The case is a testament regarding how the colonial laws were made to further the motive of the colonial government to grab the property of the countrymen in the deception of law. Further, the case sheds light on what constitutes a valid waqf as per the Muslim personal law jurisprudence. It also makes a clear statement that deception and nefarious intention behind an action in the garb of a waqfnama defeat the purpose of the waqf, diluting its character into a voluntary disposition. On a concluding note, the case establishes the grundnorm rule of statutory interpretation that the intention and purpose of a statute must be interpreted from the words of the statute and any other interpretation will be dehors to its very essence and purpose.

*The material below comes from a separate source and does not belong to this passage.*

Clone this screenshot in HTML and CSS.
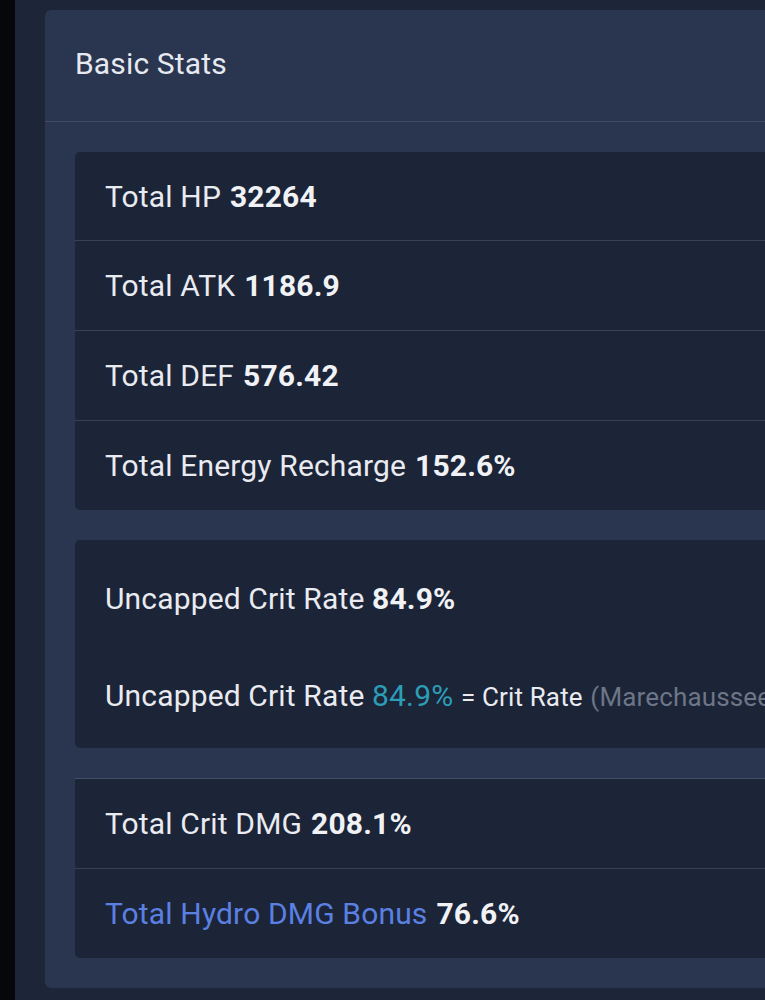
FILE: index.html
```html
<!DOCTYPE html>
<html>
<head>
<meta charset="utf-8">
<link rel="stylesheet" href="styles.css">
</head>
<body>
<div class="page">
  <div class="card">
    <div class="card-header">Basic Stats</div>
    <div class="card-body">
      <div class="group">
        <div class="row">Total HP <b>32264</b></div>
        <div class="row">Total ATK <b>1186.9</b></div>
        <div class="row">Total DEF <b>576.42</b></div>
        <div class="row">Total Energy Recharge <b>152.6%</b></div>
      </div>
      <div class="group crit">
        <div class="line">Uncapped Crit Rate <b>84.9%</b></div>
        <div class="line">Uncapped Crit Rate <span class="teal">84.9%</span> <span class="small">= Crit Rate</span> <span class="small muted">(Marechaussee Hunter 4pc: 36%)</span></div>
      </div>
      <div class="group last">
        <div class="row">Total Crit DMG <b>208.1%</b></div>
        <div class="row"><span class="hydro">Total Hydro DMG Bonus</span> <b>76.6%</b></div>
      </div>
    </div>
  </div>
</div>
</body>
</html>
```
FILE: styles.css
```css
html, body {
  margin: 0;
  padding: 0;
  overflow: hidden;
  background: #05070b;
  height: 1000px;
}
body {
  font-family: Roboto, "Noto Sans", sans-serif;
  color: #e9ebf0;
}
.page {
  margin-left: 15px;
  background: #1d2538;
  height: 1000px;
  padding: 10px 0 0 30px;
  box-sizing: border-box;
}
.card {
  width: 900px;
  background: #2a3550;
  border-radius: 6px;
}
.card-header {
  height: 112px;
  box-sizing: border-box;
  display: flex;
  align-items: center;
  padding-left: 30px;
  padding-bottom: 4px;
  font-size: 30px;
  letter-spacing: 0.15px;
  color: #e6e9ef;
  border-bottom: 1px solid #414c64;
}
.card-body {
  padding: 30px 0 30px 30px;
  display: flex;
  flex-direction: column;
  gap: 30px;
}
.group {
  background: #1c2438;
  border-radius: 5px;
  white-space: nowrap;
}
.row {
  height: 89px;
  display: flex;
  align-items: center;
  gap: 9px;
  padding-left: 30px;
  font-size: 30px;
  letter-spacing: 0.15px;
  border-top: 1px solid #374259;
}
.row:first-child {
  border-top: none;
  height: 88px;
}
.row b, .line b {
  font-weight: 700;
  color: #f0f2f5;
}
.group.last {
  border-top: 1px solid #445069;
  border-radius: 0 0 5px 5px;
}
.group.last .row:first-child {
  height: 89px;
}
.crit {
  height: 208px;
  box-sizing: border-box;
  padding: 39px 0 0 30px;
  display: flex;
  flex-direction: column;
  gap: 57px;
}
.line {
  font-size: 30px;
  letter-spacing: 0.15px;
  line-height: 40px;
}
.teal {
  color: #2c9db6;
}
.small {
  font-size: 26px;
}
.muted {
  color: #6d7686;
}
.hydro {
  color: #5a80e2;
}
```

Frequently Asked Questions (FAQs)

Which colonial legislation takes the centre stage in the impugned case?

This case deals with the Provincial Insolvency Act, 1920 which was enacted by the then British government to regulate the properties with regard to an insolvent. In the present case, Altaf Ali, the executor of the waqfnama, declared himself insolvent and hence the state claimed that his waqfnama is to be annulled on the ground that the same is a voluntary disposition.

Which Act governs the validity of a waqf in India?

In India, the validity of a waqf is determined by the scheme envisaged under the Wakf Validating Act, 1913. Section 3 of the Mussalman Wakf Validating Act, 1913, provides that the waqf must be executed for religious, pious, or charitable purposes and if its ultimate aim is beyond the specified, the waqf is not valid and is liable to be set aside.